Deployment and Isolation
The honeypot is deployed within the network perimeter but is placed on a segregated network segment, often a Demilitarized Zone (DMZ) or a dedicated VLAN. This ensures it has no access to production data or systems. Network segmentation is essential for safety, ensuring that a compromised honeypot cannot be used as a pivot point for lateral movement into the main network.
Luring the Attacker
The honeypot is designed to look like a valuable, vulnerable target to attract the attention of scanners and attackers. This might include an unpatched server with weak credentials, exposed administrative interfaces, or databases with enticing names. The goal is to make the honeypot more appealing than legitimate production systems.
Data Capture
A monitoring tool or daemon associated with the honeypot logs all activity, including source IP addresses, attempted commands, files uploaded, and vulnerabilities scanned. This logging occurs at multiple layers: network traffic is captured via packet sniffers, system calls are recorded by kernel-level monitoring tools, and application-layer interactions are logged by the services themselves.
Analysis
Security analysts review the captured data to understand the attacker’s methods, which can then be used to patch similar vulnerabilities in the real production environment, update firewall rules, and feed into Threat Intelligence Platforms (TIPs). The intelligence gathered from honeypots helps identify emerging threats, zero-day exploits, and attacker infrastructure.
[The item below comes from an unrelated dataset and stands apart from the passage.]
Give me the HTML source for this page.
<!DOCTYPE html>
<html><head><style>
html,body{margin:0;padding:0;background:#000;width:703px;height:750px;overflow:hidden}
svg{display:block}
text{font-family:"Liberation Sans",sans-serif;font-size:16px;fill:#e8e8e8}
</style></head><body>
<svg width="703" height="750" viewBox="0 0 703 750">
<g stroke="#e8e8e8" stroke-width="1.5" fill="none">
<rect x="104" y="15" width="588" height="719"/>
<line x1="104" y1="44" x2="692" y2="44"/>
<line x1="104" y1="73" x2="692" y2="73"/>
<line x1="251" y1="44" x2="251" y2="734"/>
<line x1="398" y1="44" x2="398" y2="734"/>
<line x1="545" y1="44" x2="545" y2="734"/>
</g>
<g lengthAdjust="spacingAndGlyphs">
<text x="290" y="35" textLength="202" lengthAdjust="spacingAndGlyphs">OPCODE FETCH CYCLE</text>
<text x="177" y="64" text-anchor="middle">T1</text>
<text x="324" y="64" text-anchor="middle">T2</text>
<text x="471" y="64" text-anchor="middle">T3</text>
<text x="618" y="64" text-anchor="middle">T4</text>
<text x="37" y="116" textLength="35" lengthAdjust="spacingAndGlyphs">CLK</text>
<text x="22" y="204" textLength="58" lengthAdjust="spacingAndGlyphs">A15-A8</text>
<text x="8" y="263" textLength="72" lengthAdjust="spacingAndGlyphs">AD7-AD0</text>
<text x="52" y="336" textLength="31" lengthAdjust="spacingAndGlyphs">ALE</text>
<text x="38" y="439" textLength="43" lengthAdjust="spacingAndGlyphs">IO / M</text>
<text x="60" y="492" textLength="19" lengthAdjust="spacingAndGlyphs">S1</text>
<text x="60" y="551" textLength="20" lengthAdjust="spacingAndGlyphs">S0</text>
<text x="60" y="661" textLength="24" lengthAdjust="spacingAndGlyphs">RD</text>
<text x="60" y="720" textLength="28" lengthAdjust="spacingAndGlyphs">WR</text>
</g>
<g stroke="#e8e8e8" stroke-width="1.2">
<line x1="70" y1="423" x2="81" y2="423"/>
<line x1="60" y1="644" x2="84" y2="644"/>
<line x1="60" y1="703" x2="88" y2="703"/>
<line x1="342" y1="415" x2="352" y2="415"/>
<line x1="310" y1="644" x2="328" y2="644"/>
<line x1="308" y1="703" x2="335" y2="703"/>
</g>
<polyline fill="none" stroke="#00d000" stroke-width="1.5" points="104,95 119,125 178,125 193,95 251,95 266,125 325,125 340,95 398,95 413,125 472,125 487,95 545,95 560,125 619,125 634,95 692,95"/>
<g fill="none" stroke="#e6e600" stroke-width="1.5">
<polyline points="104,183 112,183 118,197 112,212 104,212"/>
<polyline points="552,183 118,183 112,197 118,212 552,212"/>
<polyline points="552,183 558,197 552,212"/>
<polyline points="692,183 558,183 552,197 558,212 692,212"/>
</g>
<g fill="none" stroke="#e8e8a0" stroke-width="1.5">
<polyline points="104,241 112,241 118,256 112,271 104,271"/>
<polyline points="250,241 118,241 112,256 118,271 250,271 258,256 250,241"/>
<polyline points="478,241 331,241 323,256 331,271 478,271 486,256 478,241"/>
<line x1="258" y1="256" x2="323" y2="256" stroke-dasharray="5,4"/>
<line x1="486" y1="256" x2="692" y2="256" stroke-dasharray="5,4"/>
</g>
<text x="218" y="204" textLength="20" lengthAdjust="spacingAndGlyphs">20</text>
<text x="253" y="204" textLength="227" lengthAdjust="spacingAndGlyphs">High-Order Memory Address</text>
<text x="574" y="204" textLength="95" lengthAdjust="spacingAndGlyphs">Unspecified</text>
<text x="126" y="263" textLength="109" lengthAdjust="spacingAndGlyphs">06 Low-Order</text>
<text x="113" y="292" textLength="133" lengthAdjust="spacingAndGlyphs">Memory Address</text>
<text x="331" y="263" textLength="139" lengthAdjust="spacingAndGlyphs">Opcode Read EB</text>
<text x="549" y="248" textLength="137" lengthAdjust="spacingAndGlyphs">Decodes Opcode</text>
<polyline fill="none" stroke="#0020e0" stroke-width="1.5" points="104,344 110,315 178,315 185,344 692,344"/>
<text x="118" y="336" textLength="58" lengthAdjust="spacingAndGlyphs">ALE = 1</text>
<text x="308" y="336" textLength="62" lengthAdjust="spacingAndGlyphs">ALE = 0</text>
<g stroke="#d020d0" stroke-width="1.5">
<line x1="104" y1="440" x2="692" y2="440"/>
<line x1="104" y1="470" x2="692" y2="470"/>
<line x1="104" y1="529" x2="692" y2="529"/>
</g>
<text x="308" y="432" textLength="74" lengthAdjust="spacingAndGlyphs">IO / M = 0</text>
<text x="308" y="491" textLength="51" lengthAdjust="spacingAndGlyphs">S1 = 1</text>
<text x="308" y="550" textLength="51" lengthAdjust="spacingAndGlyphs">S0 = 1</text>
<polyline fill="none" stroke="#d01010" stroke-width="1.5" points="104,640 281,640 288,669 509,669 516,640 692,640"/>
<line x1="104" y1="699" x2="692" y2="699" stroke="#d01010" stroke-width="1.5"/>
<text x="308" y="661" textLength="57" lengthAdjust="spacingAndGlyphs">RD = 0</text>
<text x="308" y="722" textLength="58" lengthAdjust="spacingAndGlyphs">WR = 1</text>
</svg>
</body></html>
Key Features and Components
Network Segmentation: Essential for safety, ensuring that a compromised honeypot cannot be used as a pivot point for lateral movement into the main network.
Alerting: Provides immediate notifications of attempted attacks, improving the Time to Detect (TTD) metric. Alerts can be configured to trigger on any connection attempt, specific command execution, or file modification.
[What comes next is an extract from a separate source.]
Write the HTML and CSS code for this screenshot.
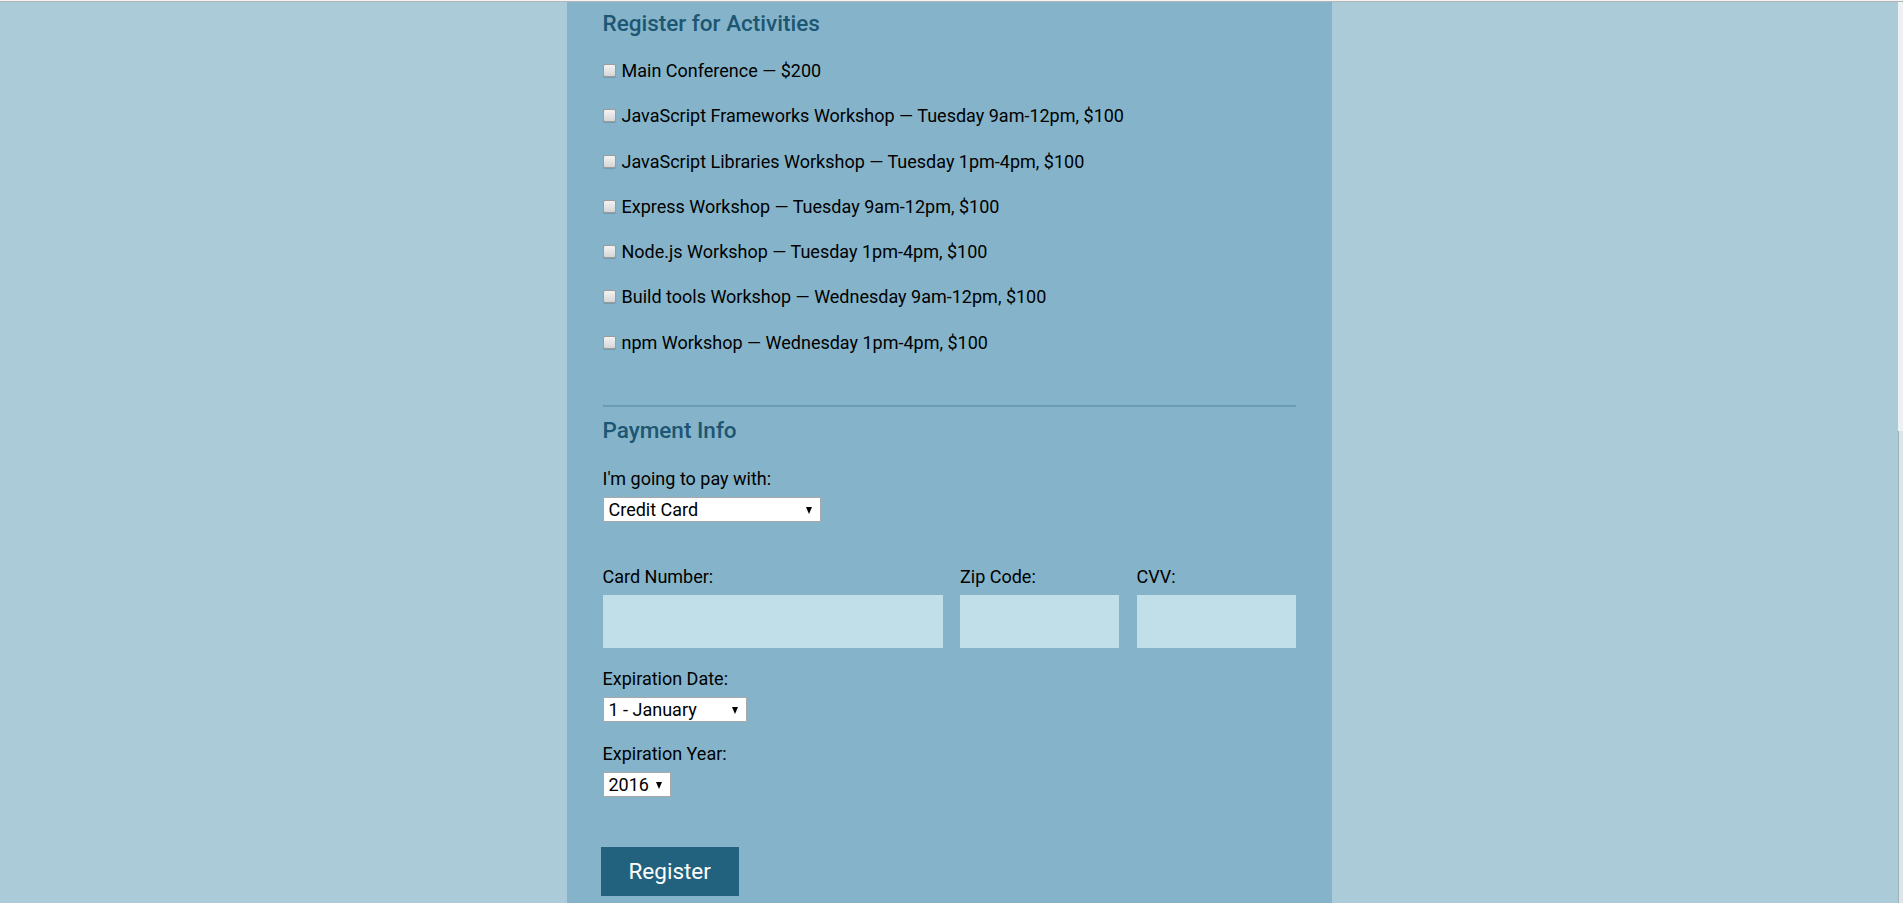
FILE: index.html
```html
<!DOCTYPE html>
<html lang="en">
<head>
<meta charset="utf-8">
<title>Register</title>
<link rel="stylesheet" href="styles.css">
</head>
<body>
<div class="topline"></div>
<div class="frame">
  <div class="page">
    <form class="container">
      <section class="activities">
        <h2 class="legend">Register for Activities</h2>
        <div class="activity-list">
          <label class="activity"><input type="checkbox" class="check">Main Conference — $200</label>
          <label class="activity"><input type="checkbox" class="check">JavaScript Frameworks Workshop — Tuesday 9am-12pm, $100</label>
          <label class="activity"><input type="checkbox" class="check">JavaScript Libraries Workshop — Tuesday 1pm-4pm, $100</label>
          <label class="activity"><input type="checkbox" class="check">Express Workshop — Tuesday 9am-12pm, $100</label>
          <label class="activity"><input type="checkbox" class="check">Node.js Workshop — Tuesday 1pm-4pm, $100</label>
          <label class="activity"><input type="checkbox" class="check">Build tools Workshop — Wednesday 9am-12pm, $100</label>
          <label class="activity"><input type="checkbox" class="check">npm Workshop — Wednesday 1pm-4pm, $100</label>
        </div>
      </section>

      <section class="payment">
        <h2 class="legend">Payment Info</h2>
        <label class="field-label" for="payment">I'm going to pay with:</label>
        <span class="select select-payment">
          <select id="payment">
            <option>Credit Card</option>
            <option>PayPal</option>
            <option>Bitcoin</option>
          </select>
        </span>

        <div class="card-row">
          <div class="card-field">
            <label class="field-label" for="cc-num">Card Number:</label>
            <input class="text-input" id="cc-num" type="text">
          </div>
          <div class="card-field">
            <label class="field-label" for="zip">Zip Code:</label>
            <input class="text-input" id="zip" type="text">
          </div>
          <div class="card-field">
            <label class="field-label" for="cvv">CVV:</label>
            <input class="text-input" id="cvv" type="text">
          </div>
        </div>

        <label class="field-label exp-label" for="exp-month">Expiration Date:</label>
        <span class="select select-month">
          <select id="exp-month">
            <option>1 - January</option>
            <option>2 - February</option>
          </select>
        </span>

        <label class="field-label exp-label" for="exp-year">Expiration Year:</label>
        <span class="select select-year">
          <select id="exp-year">
            <option>2016</option>
            <option>2017</option>
          </select>
        </span>

        <div class="actions">
          <button type="submit" class="register">Register</button>
        </div>
      </section>
    </form>
  </div>
  <div class="scrollbar"><div class="scroll-thumb"></div></div>
</div>
</body>
</html>
```

FILE: styles.css
```css
html, body {
  margin: 0;
  padding: 0;
  height: 100%;
  overflow: hidden;
}

body {
  background: #abcbd8;
  font-family: Roboto, "Liberation Sans", sans-serif;
  font-size: 18px;
  color: #000;
}

.topline {
  height: 1px;
  background: #f4f4f4;
  border-bottom: 1px solid #b4b4b4;
}

.frame {
  display: flex;
  height: calc(100% - 2px);
}

.page {
  flex: 1;
  min-width: 0;
}

.scrollbar {
  width: 5px;
  background: #eef2f4;
  display: flex;
  flex-direction: column;
}

.scroll-thumb {
  margin-top: 429px;
  flex: 1;
  border-left: 1px solid #9fb3bd;
  background: #dfe6ea;
}

.container {
  box-sizing: border-box;
  width: 765px;
  min-height: 100%;
  margin: 0 auto;
  padding: 8.2px 36px 60px;
  background: #85b4ca;
}

.legend {
  margin: 0;
  font-size: 22.5px;
  font-weight: 500;
  line-height: 26px;
  color: #1d5673;
}

/* Activities */
.activities {
  padding-bottom: 49.4px;
}

.activities .legend {
  margin-bottom: 20.9px;
}

.activity-list {
  display: flex;
  flex-direction: column;
  gap: 18.25px;
}

.activity {
  display: block;
  line-height: 27px;
  white-space: nowrap;
}

.check {
  -webkit-appearance: none;
  appearance: none;
  box-sizing: border-box;
  display: inline-block;
  vertical-align: baseline;
  width: 13px;
  height: 13px;
  margin: 0 6px 0 0;
  border: 1px solid #9c9c9c;
  border-radius: 2px;
  background: linear-gradient(#f3f3f3, #d6d6d6);
  box-shadow: 0 1px 1px rgba(0, 0, 0, 0.15);
}

/* Payment */
.payment {
  border-top: 2px solid #6a9db5;
  padding-top: 10px;
}

.payment .legend {
  margin-bottom: 22.2px;
}

.field-label {
  display: block;
  line-height: 27px;
  margin-bottom: 5.3px;
}

.select {
  position: relative;
  display: block;
  height: 25px;
}

.select::after {
  content: "";
  position: absolute;
  right: 9px;
  top: 9.5px;
  border-left: 3.5px solid transparent;
  border-right: 3.5px solid transparent;
  border-top: 7px solid #000;
  pointer-events: none;
}

.select select {
  -webkit-appearance: none;
  appearance: none;
  box-sizing: border-box;
  width: 100%;
  height: 25px;
  margin: 0;
  padding: 0 0 0 5px;
  border: 1px solid #a9a9a9;
  border-radius: 0;
  background: #fff;
  font-family: Roboto, "Liberation Sans", sans-serif;
  font-size: 18px;
  color: #000;
}

.select-payment { width: 218px; }
.select-month { width: 144px; }
.select-year { width: 68px; }

.card-row {
  display: grid;
  grid-template-columns: 340px 159px 159px;
  column-gap: 17.5px;
  margin-top: 40.1px;
}

.text-input {
  box-sizing: border-box;
  display: block;
  width: 100%;
  height: 53px;
  margin: 0;
  border: none;
  background: #c1dfe9;
  font-family: inherit;
  font-size: 18px;
}

.exp-label {
  margin-top: 17.3px;
}

.exp-label + .select {
  margin-top: 0.4px;
}

.actions {
  margin-top: 49.5px;
}

.register {
  margin: 0 0 0 -2px;
  padding: 11.5px 28px 12px;
  border: none;
  background: #22627e;
  color: #fff;
  font-family: Roboto, "Liberation Sans", sans-serif;
  font-size: 22.5px;
  line-height: normal;
}
```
Deception Layer: The technology used to simulate the operating system, file system, and network services of the decoy. This layer must be convincing enough to engage skilled attackers while remaining isolated from production resources.
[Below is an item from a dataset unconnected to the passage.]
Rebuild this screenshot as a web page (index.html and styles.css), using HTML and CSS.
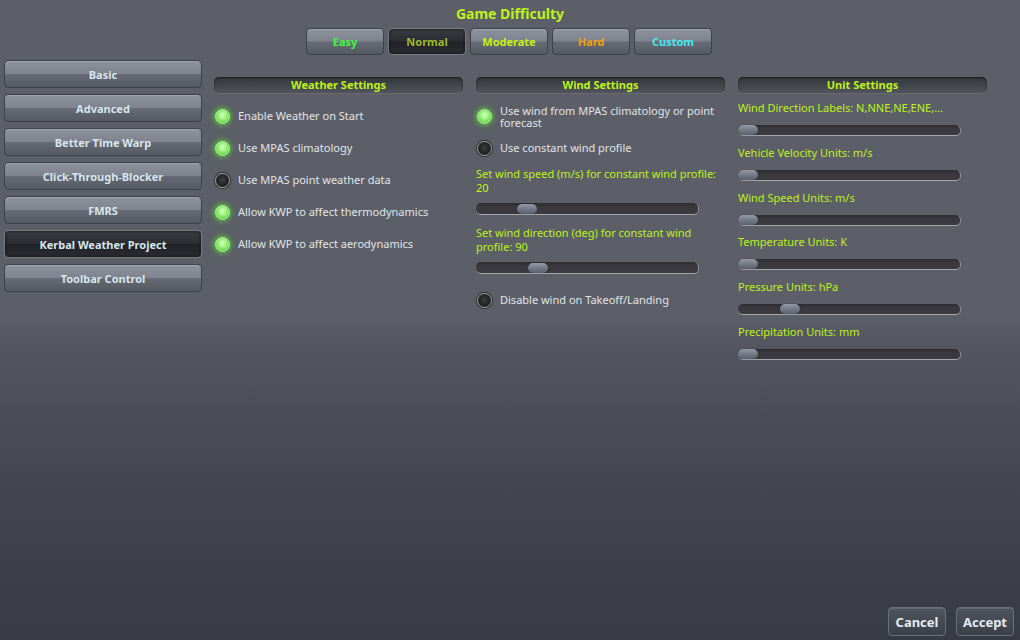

Use Cases and Applications
Honeypots are a versatile tool used in both enterprise defense and public research.
Threat Research
Security researchers use large, globally deployed honeypots to monitor global attack trends, identify zero-day attacks, and track new malware variants. These research honeypots contribute to collective threat intelligence, helping the broader security community understand evolving attacker techniques.
Internal Threat Detection
Honeypots deployed deep within a corporate network can detect malicious activity from compromised accounts or insider threats that have bypassed perimeter defenses. Because legitimate users have no reason to access these systems, any interaction is immediately suspicious and warrants investigation.
Attack Attribution
The captured data can sometimes aid in identifying the origins and specific tools used by the threat actor. By analyzing command sequences, tool signatures, and infrastructure patterns, security teams can link attacks to known threat groups or campaigns.
Advantages and Trade-offs
Advantages
Honeypots provide high-fidelity alerts because any interaction is malicious, resulting in minimal false positives. They capture real, raw attack data for proactive defense and divert attackers away from actual production assets. The intelligence gathered enables security teams to understand attacker behavior before it impacts critical systems.
Trade-offs
High-interaction honeypots require careful maintenance and pose a residual risk if an attacker “breaks out” of the decoy environment. They only capture information from attackers who specifically target them, meaning they provide visibility into attacks against the honeypot itself, not necessarily the broader network. Additionally, sophisticated attackers may recognize honeypots through fingerprinting techniques and avoid them entirely.
Key Terms Appendix
- DMZ (Demilitarized Zone): A separate network segment used to host public-facing services.
- Lateral Movement: The technique of moving from one compromised system to others on the network.
- Threat Intelligence: Actionable information about potential or existing threats.
- TTPs (Tactics, Techniques, and Procedures): The specific actions an attacker takes.
- False Positive: A security alert that indicates a threat when none exists.
- VLAN (Virtual Local Area Network): A logical network segment that groups devices together regardless of physical location.
- TIP (Threat Intelligence Platform): A system that aggregates, correlates, and analyzes threat data from multiple sources.
- Zero-Day: A previously unknown vulnerability that attackers exploit before a patch is available.